# PROMPT:
Emit a verbatim copy of the lines below from the line with "Rebuild this screenshot" through the line with "</list-dialog>", excluding pictures and everything outside that range.

(Web page code records)
□ □ □ □
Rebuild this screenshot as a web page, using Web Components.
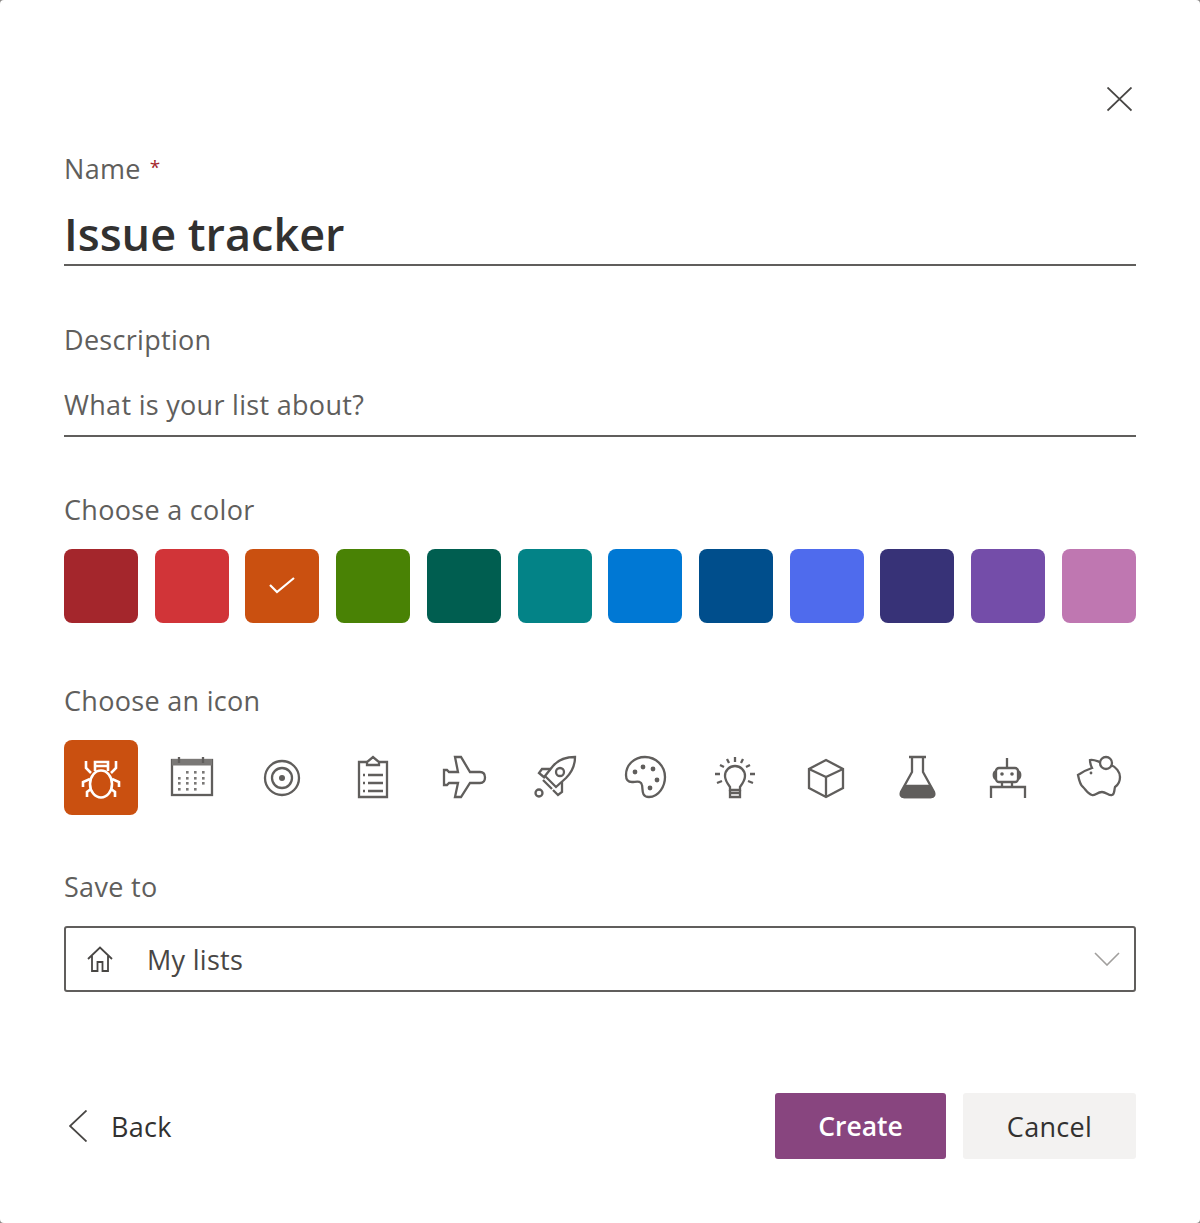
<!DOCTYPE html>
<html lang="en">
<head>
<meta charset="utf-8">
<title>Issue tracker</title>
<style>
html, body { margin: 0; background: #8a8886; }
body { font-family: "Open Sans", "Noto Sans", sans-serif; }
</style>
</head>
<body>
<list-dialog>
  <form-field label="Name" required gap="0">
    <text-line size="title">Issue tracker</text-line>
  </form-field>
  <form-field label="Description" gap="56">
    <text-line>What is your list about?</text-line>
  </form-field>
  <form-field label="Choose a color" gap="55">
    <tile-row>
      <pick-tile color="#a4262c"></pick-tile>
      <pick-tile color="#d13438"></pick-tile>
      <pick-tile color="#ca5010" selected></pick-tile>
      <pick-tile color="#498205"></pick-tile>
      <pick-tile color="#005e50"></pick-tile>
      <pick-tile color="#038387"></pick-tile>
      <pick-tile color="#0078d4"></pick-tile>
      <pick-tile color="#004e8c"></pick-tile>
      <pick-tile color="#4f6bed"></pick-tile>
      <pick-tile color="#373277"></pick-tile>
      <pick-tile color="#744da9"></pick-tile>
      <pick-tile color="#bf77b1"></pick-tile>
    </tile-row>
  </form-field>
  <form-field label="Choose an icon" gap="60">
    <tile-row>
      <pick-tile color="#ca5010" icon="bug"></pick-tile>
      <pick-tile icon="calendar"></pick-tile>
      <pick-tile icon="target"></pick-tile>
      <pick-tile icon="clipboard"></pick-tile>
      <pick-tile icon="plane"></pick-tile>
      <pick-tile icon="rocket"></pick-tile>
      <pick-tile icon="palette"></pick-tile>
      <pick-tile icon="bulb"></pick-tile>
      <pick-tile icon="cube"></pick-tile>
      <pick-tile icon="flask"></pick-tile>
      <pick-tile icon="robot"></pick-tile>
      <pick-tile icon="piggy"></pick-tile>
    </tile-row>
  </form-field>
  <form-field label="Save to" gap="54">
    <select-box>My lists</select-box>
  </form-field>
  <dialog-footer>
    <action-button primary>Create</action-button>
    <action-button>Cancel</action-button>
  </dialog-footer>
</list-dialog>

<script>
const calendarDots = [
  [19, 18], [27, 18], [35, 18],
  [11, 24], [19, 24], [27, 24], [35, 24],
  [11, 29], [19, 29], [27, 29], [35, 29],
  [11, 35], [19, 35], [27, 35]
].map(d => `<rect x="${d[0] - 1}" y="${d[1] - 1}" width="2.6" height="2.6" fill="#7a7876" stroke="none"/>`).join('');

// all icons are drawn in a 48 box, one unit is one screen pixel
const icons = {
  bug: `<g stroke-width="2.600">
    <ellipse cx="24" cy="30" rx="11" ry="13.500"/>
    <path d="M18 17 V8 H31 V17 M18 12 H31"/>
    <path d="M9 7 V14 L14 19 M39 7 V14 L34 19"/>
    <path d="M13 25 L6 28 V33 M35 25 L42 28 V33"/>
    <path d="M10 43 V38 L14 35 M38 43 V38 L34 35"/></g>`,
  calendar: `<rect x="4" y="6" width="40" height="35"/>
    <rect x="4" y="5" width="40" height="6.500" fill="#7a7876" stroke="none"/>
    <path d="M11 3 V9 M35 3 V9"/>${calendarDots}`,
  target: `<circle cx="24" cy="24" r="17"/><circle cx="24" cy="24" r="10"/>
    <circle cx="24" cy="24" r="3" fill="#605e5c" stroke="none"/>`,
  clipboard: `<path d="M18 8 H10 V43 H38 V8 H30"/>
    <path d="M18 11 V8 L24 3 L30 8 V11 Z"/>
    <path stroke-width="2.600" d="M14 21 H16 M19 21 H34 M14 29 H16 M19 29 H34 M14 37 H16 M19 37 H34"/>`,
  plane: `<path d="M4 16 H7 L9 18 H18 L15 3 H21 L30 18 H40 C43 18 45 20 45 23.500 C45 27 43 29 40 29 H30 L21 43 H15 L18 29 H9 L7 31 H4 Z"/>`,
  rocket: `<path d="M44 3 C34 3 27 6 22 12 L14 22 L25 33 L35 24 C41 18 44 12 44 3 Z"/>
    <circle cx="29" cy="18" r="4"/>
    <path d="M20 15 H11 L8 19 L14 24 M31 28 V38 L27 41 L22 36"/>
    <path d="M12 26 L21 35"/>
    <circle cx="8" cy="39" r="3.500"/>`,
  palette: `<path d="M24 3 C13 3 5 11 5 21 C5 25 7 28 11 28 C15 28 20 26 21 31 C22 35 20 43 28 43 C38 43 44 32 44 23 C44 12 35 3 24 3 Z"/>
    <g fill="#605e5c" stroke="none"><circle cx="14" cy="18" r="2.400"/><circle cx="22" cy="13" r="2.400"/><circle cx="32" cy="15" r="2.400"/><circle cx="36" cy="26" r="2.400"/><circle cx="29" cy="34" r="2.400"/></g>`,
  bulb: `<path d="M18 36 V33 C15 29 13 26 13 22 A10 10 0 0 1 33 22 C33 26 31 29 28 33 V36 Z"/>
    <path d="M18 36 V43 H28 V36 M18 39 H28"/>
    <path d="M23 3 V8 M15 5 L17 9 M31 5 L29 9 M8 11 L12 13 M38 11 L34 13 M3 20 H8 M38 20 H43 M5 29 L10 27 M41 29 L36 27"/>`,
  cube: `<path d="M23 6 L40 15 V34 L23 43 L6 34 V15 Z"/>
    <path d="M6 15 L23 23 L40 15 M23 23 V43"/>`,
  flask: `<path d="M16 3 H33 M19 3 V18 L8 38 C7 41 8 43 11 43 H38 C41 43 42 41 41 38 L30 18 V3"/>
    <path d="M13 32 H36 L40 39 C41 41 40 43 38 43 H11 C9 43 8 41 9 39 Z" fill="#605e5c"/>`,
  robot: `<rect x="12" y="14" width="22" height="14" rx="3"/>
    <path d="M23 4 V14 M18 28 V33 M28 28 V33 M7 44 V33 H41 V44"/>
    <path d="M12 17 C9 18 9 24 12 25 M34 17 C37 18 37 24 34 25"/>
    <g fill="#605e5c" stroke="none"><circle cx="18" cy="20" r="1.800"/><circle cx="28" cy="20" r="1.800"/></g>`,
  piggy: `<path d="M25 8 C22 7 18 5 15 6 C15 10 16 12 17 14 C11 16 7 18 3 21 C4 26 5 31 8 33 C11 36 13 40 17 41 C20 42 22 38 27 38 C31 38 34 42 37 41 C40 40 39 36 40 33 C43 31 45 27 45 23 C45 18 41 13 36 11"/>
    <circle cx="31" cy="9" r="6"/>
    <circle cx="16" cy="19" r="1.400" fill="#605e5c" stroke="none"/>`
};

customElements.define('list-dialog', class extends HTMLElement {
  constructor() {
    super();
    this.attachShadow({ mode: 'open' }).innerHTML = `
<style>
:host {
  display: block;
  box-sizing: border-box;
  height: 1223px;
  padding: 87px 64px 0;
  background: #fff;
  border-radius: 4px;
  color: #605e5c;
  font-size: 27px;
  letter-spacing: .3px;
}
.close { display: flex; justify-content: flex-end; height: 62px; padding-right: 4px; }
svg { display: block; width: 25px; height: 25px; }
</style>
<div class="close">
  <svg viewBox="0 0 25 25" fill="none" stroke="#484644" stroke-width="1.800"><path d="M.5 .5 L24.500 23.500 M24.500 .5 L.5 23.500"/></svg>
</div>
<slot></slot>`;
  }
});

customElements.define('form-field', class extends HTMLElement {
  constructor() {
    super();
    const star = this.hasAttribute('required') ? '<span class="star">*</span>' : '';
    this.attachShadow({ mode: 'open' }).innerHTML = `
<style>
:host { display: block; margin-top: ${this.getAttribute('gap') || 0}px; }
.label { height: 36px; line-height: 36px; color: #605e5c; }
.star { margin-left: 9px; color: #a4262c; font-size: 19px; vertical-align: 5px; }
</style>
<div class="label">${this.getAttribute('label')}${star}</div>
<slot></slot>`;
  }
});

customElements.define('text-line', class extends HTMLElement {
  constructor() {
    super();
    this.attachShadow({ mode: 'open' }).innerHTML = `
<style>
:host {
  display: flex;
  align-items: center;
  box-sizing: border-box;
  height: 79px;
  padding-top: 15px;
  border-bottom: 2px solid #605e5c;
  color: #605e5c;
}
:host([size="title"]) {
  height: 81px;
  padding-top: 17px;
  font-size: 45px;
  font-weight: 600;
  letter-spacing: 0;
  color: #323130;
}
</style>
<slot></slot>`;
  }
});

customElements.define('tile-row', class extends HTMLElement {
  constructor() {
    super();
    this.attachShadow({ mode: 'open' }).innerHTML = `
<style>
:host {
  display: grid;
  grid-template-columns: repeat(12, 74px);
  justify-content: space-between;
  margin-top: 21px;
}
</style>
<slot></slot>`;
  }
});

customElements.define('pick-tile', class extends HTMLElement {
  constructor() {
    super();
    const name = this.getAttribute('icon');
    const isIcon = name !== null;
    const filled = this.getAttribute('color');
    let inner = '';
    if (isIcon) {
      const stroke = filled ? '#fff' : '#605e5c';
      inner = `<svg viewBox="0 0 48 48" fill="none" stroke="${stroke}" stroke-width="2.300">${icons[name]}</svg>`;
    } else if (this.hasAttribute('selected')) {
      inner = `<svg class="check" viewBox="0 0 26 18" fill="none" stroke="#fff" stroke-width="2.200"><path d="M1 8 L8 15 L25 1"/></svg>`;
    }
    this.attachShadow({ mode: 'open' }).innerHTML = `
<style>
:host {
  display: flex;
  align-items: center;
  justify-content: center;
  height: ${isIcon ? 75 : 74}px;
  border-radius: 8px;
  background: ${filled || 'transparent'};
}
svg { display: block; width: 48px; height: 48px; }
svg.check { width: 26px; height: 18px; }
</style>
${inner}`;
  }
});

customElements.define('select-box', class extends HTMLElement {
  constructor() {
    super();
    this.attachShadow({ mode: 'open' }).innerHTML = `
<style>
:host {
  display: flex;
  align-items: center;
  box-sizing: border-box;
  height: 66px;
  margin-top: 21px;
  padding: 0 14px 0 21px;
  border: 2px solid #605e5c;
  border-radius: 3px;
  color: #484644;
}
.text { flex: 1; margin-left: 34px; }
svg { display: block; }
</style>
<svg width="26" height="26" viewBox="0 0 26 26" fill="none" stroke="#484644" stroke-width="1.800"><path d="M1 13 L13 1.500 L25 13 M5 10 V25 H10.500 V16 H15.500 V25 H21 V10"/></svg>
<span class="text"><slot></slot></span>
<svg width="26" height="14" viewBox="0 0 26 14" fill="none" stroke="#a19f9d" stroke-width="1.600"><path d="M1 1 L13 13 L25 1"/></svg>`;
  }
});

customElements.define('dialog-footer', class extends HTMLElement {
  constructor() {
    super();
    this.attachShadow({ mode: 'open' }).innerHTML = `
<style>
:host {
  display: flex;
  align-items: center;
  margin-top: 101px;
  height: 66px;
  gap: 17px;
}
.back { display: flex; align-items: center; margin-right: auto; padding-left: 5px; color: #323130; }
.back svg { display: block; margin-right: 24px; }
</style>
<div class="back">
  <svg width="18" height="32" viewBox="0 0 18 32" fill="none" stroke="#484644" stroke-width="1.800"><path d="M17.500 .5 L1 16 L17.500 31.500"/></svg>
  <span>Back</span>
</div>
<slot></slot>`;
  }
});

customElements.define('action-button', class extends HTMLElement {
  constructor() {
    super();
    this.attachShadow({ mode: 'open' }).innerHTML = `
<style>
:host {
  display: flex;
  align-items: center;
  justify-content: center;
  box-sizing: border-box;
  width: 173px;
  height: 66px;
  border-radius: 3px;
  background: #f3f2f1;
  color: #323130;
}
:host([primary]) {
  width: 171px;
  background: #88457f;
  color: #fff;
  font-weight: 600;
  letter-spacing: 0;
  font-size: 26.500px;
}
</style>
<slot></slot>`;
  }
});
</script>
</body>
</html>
□ □ □ □
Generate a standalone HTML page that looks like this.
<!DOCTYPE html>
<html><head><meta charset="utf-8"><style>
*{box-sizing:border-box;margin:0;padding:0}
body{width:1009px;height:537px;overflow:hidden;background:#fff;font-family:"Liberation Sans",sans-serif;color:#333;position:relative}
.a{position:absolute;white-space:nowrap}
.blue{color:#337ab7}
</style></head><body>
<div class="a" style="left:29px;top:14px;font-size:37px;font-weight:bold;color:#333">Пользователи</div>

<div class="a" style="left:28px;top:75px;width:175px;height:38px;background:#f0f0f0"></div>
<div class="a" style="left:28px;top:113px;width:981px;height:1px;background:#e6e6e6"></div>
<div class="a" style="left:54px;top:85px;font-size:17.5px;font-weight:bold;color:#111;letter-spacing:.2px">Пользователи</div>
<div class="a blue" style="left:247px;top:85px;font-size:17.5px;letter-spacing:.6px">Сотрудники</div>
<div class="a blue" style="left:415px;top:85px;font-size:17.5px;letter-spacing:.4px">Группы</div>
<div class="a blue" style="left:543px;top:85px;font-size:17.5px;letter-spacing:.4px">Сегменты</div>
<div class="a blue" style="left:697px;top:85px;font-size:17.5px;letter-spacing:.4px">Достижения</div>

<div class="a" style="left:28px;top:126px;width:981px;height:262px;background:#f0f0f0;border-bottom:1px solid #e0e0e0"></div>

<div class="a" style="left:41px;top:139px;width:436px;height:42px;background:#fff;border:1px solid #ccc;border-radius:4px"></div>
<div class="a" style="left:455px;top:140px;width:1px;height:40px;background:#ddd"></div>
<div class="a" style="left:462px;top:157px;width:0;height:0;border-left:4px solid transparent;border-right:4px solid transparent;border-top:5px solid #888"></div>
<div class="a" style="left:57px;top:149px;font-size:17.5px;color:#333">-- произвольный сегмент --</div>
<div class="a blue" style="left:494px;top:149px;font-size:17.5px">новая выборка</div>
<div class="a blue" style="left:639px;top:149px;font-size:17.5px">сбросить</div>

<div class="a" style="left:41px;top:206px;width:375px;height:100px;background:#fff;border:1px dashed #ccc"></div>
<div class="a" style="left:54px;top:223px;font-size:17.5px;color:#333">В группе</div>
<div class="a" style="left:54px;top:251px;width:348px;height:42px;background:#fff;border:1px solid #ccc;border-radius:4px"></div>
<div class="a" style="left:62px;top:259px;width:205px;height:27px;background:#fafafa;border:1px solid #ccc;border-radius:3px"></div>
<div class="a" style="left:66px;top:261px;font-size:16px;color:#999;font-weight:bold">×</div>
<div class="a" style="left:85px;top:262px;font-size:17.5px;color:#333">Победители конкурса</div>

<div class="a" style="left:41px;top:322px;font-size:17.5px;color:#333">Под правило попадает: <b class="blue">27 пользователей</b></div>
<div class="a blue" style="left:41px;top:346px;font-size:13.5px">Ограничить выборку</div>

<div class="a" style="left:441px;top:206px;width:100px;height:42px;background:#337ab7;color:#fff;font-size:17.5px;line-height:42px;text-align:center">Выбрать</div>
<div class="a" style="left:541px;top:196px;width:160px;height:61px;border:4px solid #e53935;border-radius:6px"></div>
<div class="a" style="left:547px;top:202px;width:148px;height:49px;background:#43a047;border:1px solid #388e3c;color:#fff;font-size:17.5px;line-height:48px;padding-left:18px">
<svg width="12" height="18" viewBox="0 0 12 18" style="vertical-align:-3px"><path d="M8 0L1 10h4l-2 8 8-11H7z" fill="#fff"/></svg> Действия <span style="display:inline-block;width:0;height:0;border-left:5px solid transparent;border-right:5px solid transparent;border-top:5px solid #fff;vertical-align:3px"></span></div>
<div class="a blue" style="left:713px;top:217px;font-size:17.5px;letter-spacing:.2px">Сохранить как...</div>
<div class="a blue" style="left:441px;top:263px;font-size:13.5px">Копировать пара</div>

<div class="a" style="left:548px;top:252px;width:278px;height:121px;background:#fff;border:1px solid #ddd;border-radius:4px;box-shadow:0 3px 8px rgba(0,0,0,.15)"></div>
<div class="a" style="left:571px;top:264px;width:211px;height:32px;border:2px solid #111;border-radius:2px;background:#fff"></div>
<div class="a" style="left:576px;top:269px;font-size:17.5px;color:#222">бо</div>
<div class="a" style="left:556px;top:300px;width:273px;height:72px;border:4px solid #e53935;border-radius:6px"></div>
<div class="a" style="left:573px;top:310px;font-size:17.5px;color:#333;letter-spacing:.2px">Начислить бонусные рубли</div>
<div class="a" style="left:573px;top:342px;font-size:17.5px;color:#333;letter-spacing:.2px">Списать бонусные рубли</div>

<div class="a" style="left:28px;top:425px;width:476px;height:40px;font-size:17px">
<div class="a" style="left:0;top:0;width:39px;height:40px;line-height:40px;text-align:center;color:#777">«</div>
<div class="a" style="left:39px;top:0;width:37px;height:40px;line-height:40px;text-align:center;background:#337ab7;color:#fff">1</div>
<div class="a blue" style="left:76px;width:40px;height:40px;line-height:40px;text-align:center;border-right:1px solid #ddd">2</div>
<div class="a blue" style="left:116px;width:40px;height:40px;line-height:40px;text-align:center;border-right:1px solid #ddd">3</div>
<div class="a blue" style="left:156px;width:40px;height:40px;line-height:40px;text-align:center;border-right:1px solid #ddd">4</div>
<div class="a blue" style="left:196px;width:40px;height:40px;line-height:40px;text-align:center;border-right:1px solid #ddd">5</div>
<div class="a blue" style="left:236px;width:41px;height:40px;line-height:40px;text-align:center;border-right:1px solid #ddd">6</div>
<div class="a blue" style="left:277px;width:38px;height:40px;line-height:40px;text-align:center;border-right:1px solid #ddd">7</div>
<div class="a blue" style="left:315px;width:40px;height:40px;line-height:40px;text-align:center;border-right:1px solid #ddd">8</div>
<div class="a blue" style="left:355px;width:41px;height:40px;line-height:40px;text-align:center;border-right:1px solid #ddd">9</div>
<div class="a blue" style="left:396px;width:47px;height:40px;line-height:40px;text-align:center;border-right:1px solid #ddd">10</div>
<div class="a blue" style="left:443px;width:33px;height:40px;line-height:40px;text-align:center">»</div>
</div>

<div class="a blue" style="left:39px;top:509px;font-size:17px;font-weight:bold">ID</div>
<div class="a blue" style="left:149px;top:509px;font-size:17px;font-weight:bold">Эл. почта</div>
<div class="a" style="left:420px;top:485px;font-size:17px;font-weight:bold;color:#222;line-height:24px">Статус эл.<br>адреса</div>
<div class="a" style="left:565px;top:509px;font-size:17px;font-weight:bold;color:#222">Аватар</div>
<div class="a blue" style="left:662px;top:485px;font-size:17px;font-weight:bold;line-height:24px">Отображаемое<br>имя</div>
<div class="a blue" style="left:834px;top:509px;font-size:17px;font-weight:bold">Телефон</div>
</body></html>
□ □ □ □
# SOLVED EXERCISE:
Rebuild this screenshot as a web page, using Web Components.
<!DOCTYPE html>
<html lang="en">
<head>
<meta charset="utf-8">
<title>Issue tracker</title>
<style>
html, body { margin: 0; background: #8a8886; }
body { font-family: "Open Sans", "Noto Sans", sans-serif; }
</style>
</head>
<body>
<list-dialog>
  <form-field label="Name" required gap="0">
    <text-line size="title">Issue tracker</text-line>
  </form-field>
  <form-field label="Description" gap="56">
    <text-line>What is your list about?</text-line>
  </form-field>
  <form-field label="Choose a color" gap="55">
    <tile-row>
      <pick-tile color="#a4262c"></pick-tile>
      <pick-tile color="#d13438"></pick-tile>
      <pick-tile color="#ca5010" selected></pick-tile>
      <pick-tile color="#498205"></pick-tile>
      <pick-tile color="#005e50"></pick-tile>
      <pick-tile color="#038387"></pick-tile>
      <pick-tile color="#0078d4"></pick-tile>
      <pick-tile color="#004e8c"></pick-tile>
      <pick-tile color="#4f6bed"></pick-tile>
      <pick-tile color="#373277"></pick-tile>
      <pick-tile color="#744da9"></pick-tile>
      <pick-tile color="#bf77b1"></pick-tile>
    </tile-row>
  </form-field>
  <form-field label="Choose an icon" gap="60">
    <tile-row>
      <pick-tile color="#ca5010" icon="bug"></pick-tile>
      <pick-tile icon="calendar"></pick-tile>
      <pick-tile icon="target"></pick-tile>
      <pick-tile icon="clipboard"></pick-tile>
      <pick-tile icon="plane"></pick-tile>
      <pick-tile icon="rocket"></pick-tile>
      <pick-tile icon="palette"></pick-tile>
      <pick-tile icon="bulb"></pick-tile>
      <pick-tile icon="cube"></pick-tile>
      <pick-tile icon="flask"></pick-tile>
      <pick-tile icon="robot"></pick-tile>
      <pick-tile icon="piggy"></pick-tile>
    </tile-row>
  </form-field>
  <form-field label="Save to" gap="54">
    <select-box>My lists</select-box>
  </form-field>
  <dialog-footer>
    <action-button primary>Create</action-button>
    <action-button>Cancel</action-button>
  </dialog-footer>
</list-dialog>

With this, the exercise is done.